[EM] average over time proportionality election method

Raphael Ryan RaphFrk at netscape.net
Mon Mar 6 18:00:01 PST 2006

Abd ul-Rahman Lomax <abd at lomaxdesign.com> wrote:

>At 07:18 AM 3/6/2006, Raphael Ryan wrote:
>>The question comes down to how constant that threshold is.  It isn't 
>>perfectly constant so the system isn't perfectly proportional.
>It will never be "perfectly proportional." The quantization noise, 
>very likely, would be too great. 

Well, it would be on average proportional over the long term.  The noise is only short term noise.

>And it should be realized that there 
>is a severe risk.
>There is quite often a significant minority in favor of actions that 
>would endanger the community. 

I don't think that in a 100+ legislature that they would end up being that significant.  Also, I think if the districts were multi seat, then the randomness would be reduced.

>While there would be little harm in a 
>few representatives in a large parliament being elected through this 
>scheme, there would arise a risk that more than just a few would be elected.
>There are other complications: candidates don't run again for various 
>reasons. The transfer of votes mechanism was passed over with what 
>look to me like major unsolved problems.

This is an issue, I think on retirement or death, excess should be transferrable.  Allowing transfers in every election after the votes are counted is equivalent to asset voting (I think ?) except that candidates can decide to keep some of their votes for the next election instead of giving them all away.

>*However*, while the method is interesting, delta-sigma communication 
>works when the update frequency is high. Delta-sigma with an update 
>frequency of a year would not track the electorate very well. Indeed, 
>what this system would do is to influence present assemblies by how 
>the electorate felt years earlier.

This could be a feature, it provides some stability.  However, this would likely be offset by the quantisation noise.
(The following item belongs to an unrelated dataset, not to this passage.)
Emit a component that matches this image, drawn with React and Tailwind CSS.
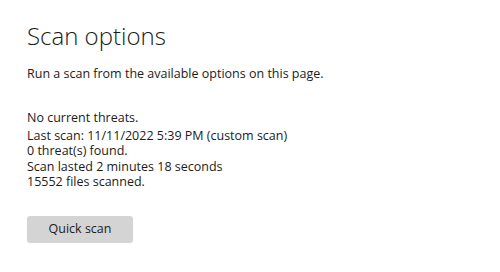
export default function App() {
  const detalhes = [
    "Last scan: 11/11/2022 5:39 PM (custom scan)",
    "0 threat(s) found.",
    "Scan lasted 2 minutes 18 seconds",
    "15552 files scanned.",
  ];

  return (
    <div
      className="h-[272px] w-[500px] bg-white pl-[27px] pt-[20px] text-[#1b1b1b]"
      style={{ fontFamily: '"Open Sans", "Noto Sans", sans-serif' }}
    >
      <h1 className="text-[24px] font-light leading-[32px]">Scan options</h1>
      <p className="mt-[14px] text-[12.5px] leading-[16px]">
        Run a scan from the available options on this page.
      </p>

      <div className="mt-[28px] text-[12.5px] leading-[15.5px]">
        <p className="mb-[2px]">No current threats.</p>
        {detalhes.map((linha) => (
          <p key={linha}>{linha}</p>
        ))}
      </div>

      <button className="mt-[26px] h-[27px] w-[106px] rounded-[3px] bg-[#d4d4d4] text-[12.5px] text-[#1b1b1b]">
        Quick scan
      </button>
    </div>
  );
}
>Further, since the goal seems to be proportional representation, and 
>there is already an excellent method on the table that *quickly* 
>creates proportional representation without lost votes, and it does 
>so almost immediately (and without party-list), the idea seems a 
>purely abstract exercise in possibilities, something that we should 
>certainly do, but not likely to be very fruitful in terms of ever 
>seeing the light of day.

The proposed system could be combined with a ranked voting method.  You would rank candidates and the last choice would be something like "7:  candidate B's excess pool".  This would give pretty good proportionality in the short term and near perfect proportionality in the long term.  The main point is to eliminate wasted votes.  

It could also be used with fractional voting too, in fact, that might be useful, there is little point in using up your entire vote on a candidate who is at 90% of the threshold before the election.  

I see your point about asset voting.  A negotiation step can allow the interactions to happen between candidates that would require a complex voting procedure to model.  However, you lose the anonymous/secret ballot effect at the negotiation stage.  There are also issues for hold outs and deadlocks and "chicken" effects.  A deterministic voting system avoids all that.

Also, I was reading Warren Smith's paper.  I think that the mechanism for elimination he proposes still suffers from the middle squeeze effect of IRV.  Perhaps a better rule would be to allow a candidate to voluntarily exclude himself.  However, I guess a candidate can do that by just transferring all his votes to another person.